Ditto what Mattie said about watching out for boys, too.

My friend's little boy was targeted and molested at our local community pool two years ago. This is a very safe, suburban community--very little violence, lots of SAHMs, middle-class families, etc. But it drives home the point that NOWHERE is completely safe and you just cannot let your guard down.

Her son was seven at the time, hanging at the pool complex with his mom (my friend) and his younger sister. Mom and sis were in the baby pool area and the little boy was running around with his school-friends. The complex is well-contained, and kids typically, once they are swim-safe, run around with their friends. MY two kids (8 now) are free to go off and do the Lazy River, or the two big slides; DH & I set up camp at the Family Pool where we can watch them go by on the River, or see them coming down the slide. Our only FIRM rule is that they MUST check in with us if they are switching to a different area; we have to know where they are at all times.

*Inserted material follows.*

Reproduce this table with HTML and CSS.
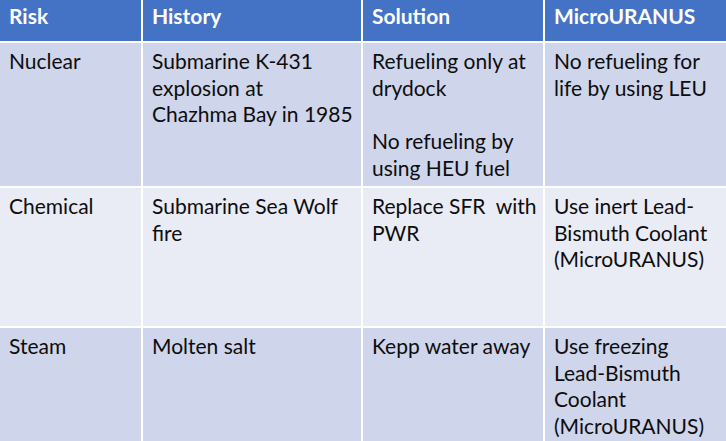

They are also NOT allowed to go to the diving board pool without us. And most importantly, they are not allowed to use the bathrooms without us.

Anyway, my friend's little boy was at the concession stand getting candy when an older teenage boy approached him and said "I know your mom, she asked me to take you to the bathroom."

UGHHHHH. The little boy went with him and in the bathroom, the teen pulled his own pants down and pulled out his...you know....he asked my friend's little boy to touch it.

THANK GOD, my friend's little boy went running out of the bathroom. But the crazy thing is---he was so scared/shaken that he didn't tell his mom what happened until two days later! He was not sleeping and crying and his parents knew something was really bothering him and he finally said what had happened. His reason for not telling: he thought the guy would come kill him. :(

His parents took him straight to the police and he did a sketch and all, but the guy (white male in late teens/early twenties) was never caught.

Scary. You really have to be aware all the time AND teach your children to be aware. I always tell SS and DD that I will NEVER send someone to get them that they don't know! EVER.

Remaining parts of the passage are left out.